Scientists Unveil Weed Breathalyzer, Launching Debate Over Next Steps
The alcohol Breathalyzer came to life slowly, over the course of decades.
From the 1930s through the 1960s, scientists, lawmakers, police and the public quarreled over the veracity of the numbers spit out by the device, the appropriate legal limit for drivers and whether they could trust a machine over a cop's testimony.
Today, the same debate is playing out over cannabis.
As 33 states and the District of Columbia have legalized pot in some form, Breathalyzer-type devices that could theoretically aid police enforcement have begun appearing in various stages of development. But legal experts and scientists say there's a long way to go before those devices can actually detect a driver's impairment.
Last week, a team of researchers at the University of Pittsburgh announced the latest tool to detect THC — delta-9-tetrahydrocannabinol, the main psychoactive component in pot — in breath.
The university's Star Lab, led by Alexander Star, began developing the box-shaped device in 2016, in the midst of a wave of pot legalization across the United States. Star, a chemistry professor, partnered with Ervin Sejdic, a professor of electrical and computer engineering who's also at the university, to build the prototype.
The device uses carbon nanotubes, which are 1/100,000 the size of human hair, to recognize the presence of THC, even when other substances are in the breath, such as alcohol. The THC molecule binds to the surface of the tubes, altering their electrical properties.
"Nanotechnology sensors can detect THC at levels comparable to or better than mass spectrometry, which is considered the gold standard for THC detection," says the news release from the university's Swanson School of Engineering.
And the device is nearly ready for mass production.
"If we have a suitable industrial partner," Star told Here & Now's Jeremy Hobson, "then the device by itself would be quite ready in a few months."
The remaining steps, he says, include testing the prototype and correlating the device's output to the driver's level of impairment.
With alcohol, you can figure out impairment by measuring the amount of alcohol in someone's blood, which you can determine from a Breathalyzer using the "blood to breath," or "partition," ratio. Make that translation from breath to blood to brain, and you have a relatively accurate sense of how drunk someone is.
"So when it comes to these marijuana breath tests, that's the million-dollar question right now," says Chris Halsor, a Denver lawyer who focuses on issues around legal cannabis.
Is there a ratio that links the amount of THC in someone's breath to the amount in the person's blood — and then to exactly how stoned that person is?
No, says Sejdic. The correlation "is basically missing, from a scientific point of view."
Sejdic and Star have figured out how to set a threshold on their device to detect only a certain amount of THC, which they say will help avoid flagging pot use from several days prior. But without a comprehensive understanding of the correlation between that amount and the driver's level of impairment, the device may not be particularly useful to police.

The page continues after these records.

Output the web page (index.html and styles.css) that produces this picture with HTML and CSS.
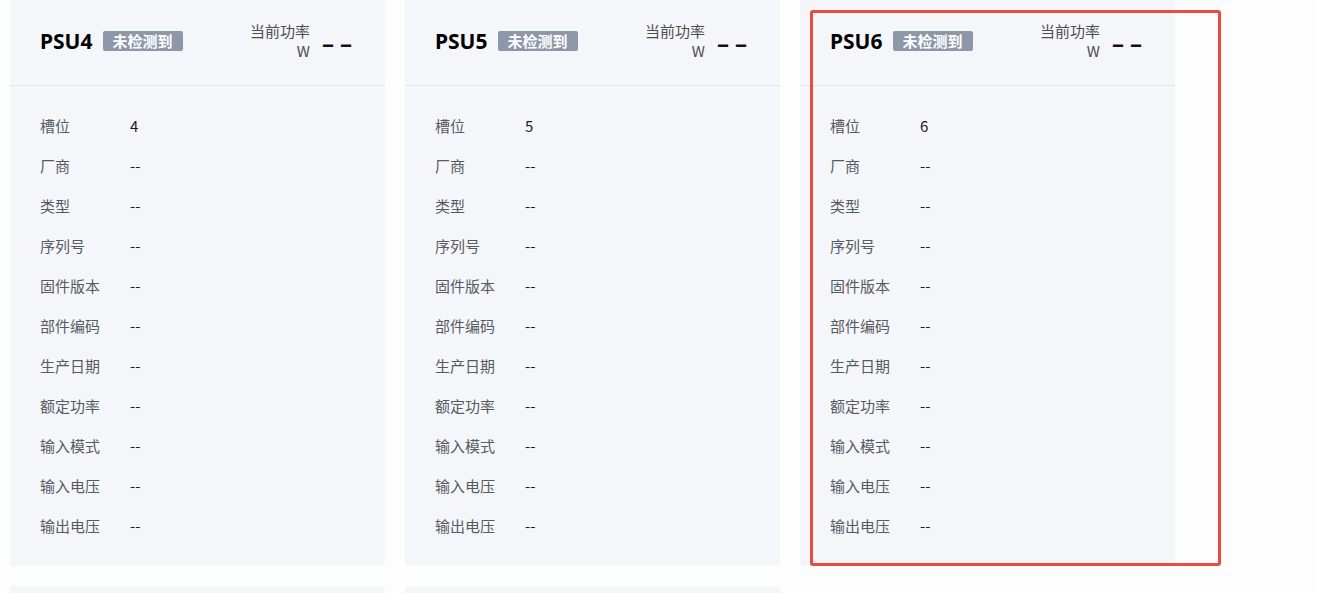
FILE: index.html
```html
<!DOCTYPE html>
<html lang="zh">
<head>
<meta charset="utf-8">
<title>PSU</title>
<link rel="stylesheet" href="styles.css">
</head>
<body>
<div class="page">
  <div class="grid">
    <div class="card">
      <div class="card-head">
        <div class="title-group"><span class="title">PSU4</span><span class="badge">未检测到</span></div>
        <div class="power"><div class="power-label"><span>当前功率</span><span>W</span></div><span class="power-value">––</span></div>
      </div>
      <div class="card-body">
        <div class="row"><span class="label">槽位</span><span class="value">4</span></div>
        <div class="row"><span class="label">厂商</span><span class="value">--</span></div>
        <div class="row"><span class="label">类型</span><span class="value">--</span></div>
        <div class="row"><span class="label">序列号</span><span class="value">--</span></div>
        <div class="row"><span class="label">固件版本</span><span class="value">--</span></div>
        <div class="row"><span class="label">部件编码</span><span class="value">--</span></div>
        <div class="row"><span class="label">生产日期</span><span class="value">--</span></div>
        <div class="row"><span class="label">额定功率</span><span class="value">--</span></div>
        <div class="row"><span class="label">输入模式</span><span class="value">--</span></div>
        <div class="row"><span class="label">输入电压</span><span class="value">--</span></div>
        <div class="row"><span class="label">输出电压</span><span class="value">--</span></div>
      </div>
    </div>
    <div class="card">
      <div class="card-head">
        <div class="title-group"><span class="title">PSU5</span><span class="badge">未检测到</span></div>
        <div class="power"><div class="power-label"><span>当前功率</span><span>W</span></div><span class="power-value">––</span></div>
      </div>
      <div class="card-body">
        <div class="row"><span class="label">槽位</span><span class="value">5</span></div>
        <div class="row"><span class="label">厂商</span><span class="value">--</span></div>
        <div class="row"><span class="label">类型</span><span class="value">--</span></div>
        <div class="row"><span class="label">序列号</span><span class="value">--</span></div>
        <div class="row"><span class="label">固件版本</span><span class="value">--</span></div>
        <div class="row"><span class="label">部件编码</span><span class="value">--</span></div>
        <div class="row"><span class="label">生产日期</span><span class="value">--</span></div>
        <div class="row"><span class="label">额定功率</span><span class="value">--</span></div>
        <div class="row"><span class="label">输入模式</span><span class="value">--</span></div>
        <div class="row"><span class="label">输入电压</span><span class="value">--</span></div>
        <div class="row"><span class="label">输出电压</span><span class="value">--</span></div>
      </div>
    </div>
    <div class="card">
      <div class="card-head">
        <div class="title-group"><span class="title">PSU6</span><span class="badge">未检测到</span></div>
        <div class="power"><div class="power-label"><span>当前功率</span><span>W</span></div><span class="power-value">––</span></div>
      </div>
      <div class="card-body">
        <div class="row"><span class="label">槽位</span><span class="value">6</span></div>
        <div class="row"><span class="label">厂商</span><span class="value">--</span></div>
        <div class="row"><span class="label">类型</span><span class="value">--</span></div>
        <div class="row"><span class="label">序列号</span><span class="value">--</span></div>
        <div class="row"><span class="label">固件版本</span><span class="value">--</span></div>
        <div class="row"><span class="label">部件编码</span><span class="value">--</span></div>
        <div class="row"><span class="label">生产日期</span><span class="value">--</span></div>
        <div class="row"><span class="label">额定功率</span><span class="value">--</span></div>
        <div class="row"><span class="label">输入模式</span><span class="value">--</span></div>
        <div class="row"><span class="label">输入电压</span><span class="value">--</span></div>
        <div class="row"><span class="label">输出电压</span><span class="value">--</span></div>
      </div>
    </div>
    <div class="card card-next"></div>
    <div class="card card-next"></div>
  </div>
  <div class="highlight"></div>
</div>
</body>
</html>
```
FILE: styles.css
```css
* { box-sizing: border-box; }
html, body { margin: 0; padding: 0; }
body {
  background: #fdfdfe;
  font-family: "Noto Sans CJK SC", "Noto Sans", sans-serif;
  font-size: 15px;
  color: #1a1a1a;
  overflow: hidden;
  height: 593px;
}
.page { position: relative; height: 593px; overflow: hidden; }
.grid {
  display: grid;
  grid-template-columns: repeat(3, 375px);
  column-gap: 20px;
  row-gap: 20px;
  padding-left: 10px;
  margin-top: -10px;
}
.card {
  background: #f5f6f9;
  border-radius: 4px;
}
.card-next { height: 200px; }
.card-head {
  height: 96px;
  padding: 7px 33px 0 30px;
  display: flex;
  align-items: center;
  justify-content: space-between;
  border-bottom: 1px solid #e4e5ec;
}
.title-group { display: flex; align-items: center; }
.title {
  font-family: "Noto Sans", "Noto Sans CJK SC", sans-serif;
  font-weight: 700;
  font-size: 21px;
  color: #000;
  line-height: 28px;
}
.badge {
  margin-left: 10px;
  background: #8e97a8;
  color: #fff;
  font-weight: 700;
  font-size: 15px;
  line-height: 20px;
  height: 20px;
  padding: 0 10px;
  border-radius: 2px;
}
.power { display: flex; align-items: center; }
.power-label {
  display: flex;
  flex-direction: column;
  align-items: flex-end;
  font-size: 15px;
  line-height: 20px;
  color: #4d4d4d;
}
.power-value {
  margin-left: 12px;
  font-family: "Noto Sans", sans-serif;
  font-weight: 700;
  font-size: 24px;
  letter-spacing: 6px;
  margin-right: -6px;
  color: #111;
  line-height: 30px;
  padding-top: 4px;
}
.card-body { padding: 20px 30px 20px; }
.row { display: flex; height: 40px; line-height: 40px; }
.label { width: 90px; color: #555a63; }
.value { color: #1a1a1a; }
.highlight {
  position: absolute;
  left: 810px;
  top: 10px;
  width: 411px;
  height: 556px;
  border: 3px solid #ec4a3e;
  border-radius: 3px;
  pointer-events: none;
}
```
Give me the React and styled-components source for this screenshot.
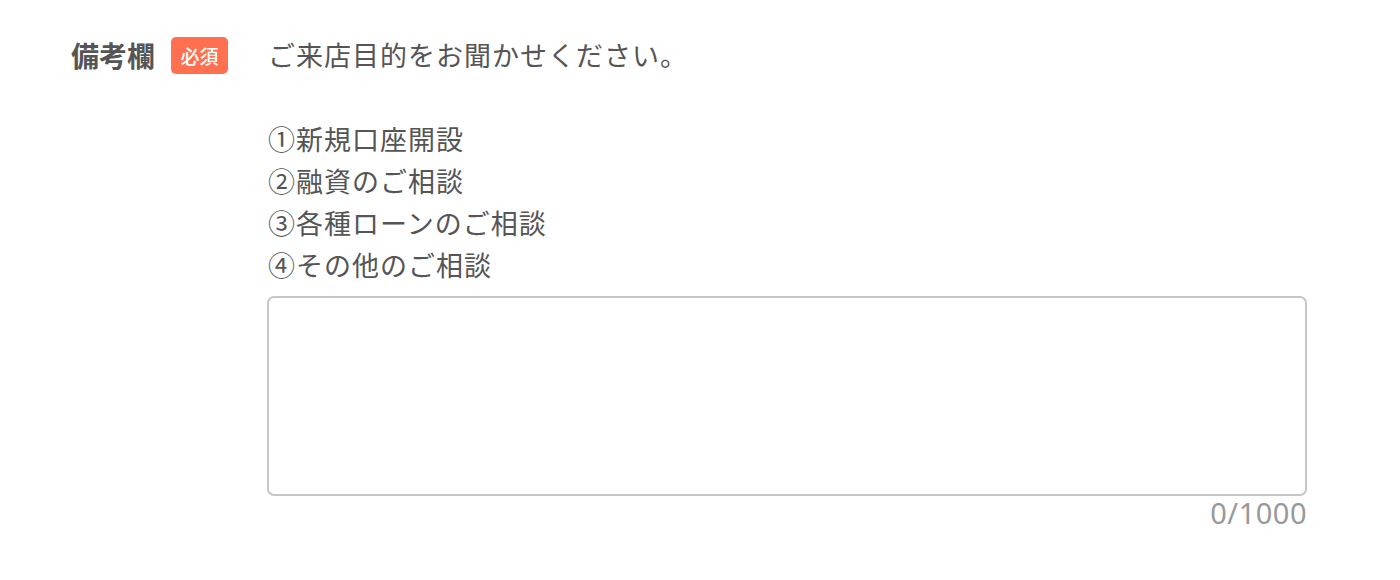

On top of that hurdle, there's the legal question of what level is safe for driving, which may be hard to answer. It took American courts several decades to settle on today's blood alcohol concentration limit of 0.08%. States have already set various legal guidelines, though some scientists argue that none of them are backed by hard science.
Halsor, who has taught police about marijuana DUIs for years, says some officers whom he works with are hesitant about the devices. They worry that a cop with less training might use one as a crutch "instead of actually evaluating the individuals and looking at how they're performing physically, mentally and cognitively," Halsor says.
He advocates for a more hands-on approach: training officers to understand and detect marijuana usage without blood or breath tests.
"It's not to say that five years from now we won't have some great device," Halsor says.
But, for now, to say that he's skeptical would be an understatement. And he says he's especially concerned about a lack of human testing as a result of federal regulations around cannabis.
Star and Sejdic understand that challenge. They say it took six months to even get started on their research because they had to get permission from the Drug Enforcement Administration to work with THC.
"It's a kind of both ethical and legal issue," Sejdic says. "Given that the marijuana is still a Schedule I substance, it's difficult to actually carry out any research related to this substance."
The breakthroughs that would make this kind of device effective might happen first in Canada, Halsor says. The country's decision to legalize cannabis last year "now opens the door to research being able to be conducted unencumbered," he says.
But the University of Pittsburgh researchers are hopeful that the U.S. might get the ball rolling.
"I think there will be some push even for the federal government to actually allow researchers to look and correlate these levels of smoking and impairment," Sejdic says.
Until the government and the legal system catch up, they say, creating an accurate Breathalyzer-type device itself is the first step toward enforcing those "Drive High, Get A DUI" roadside signs.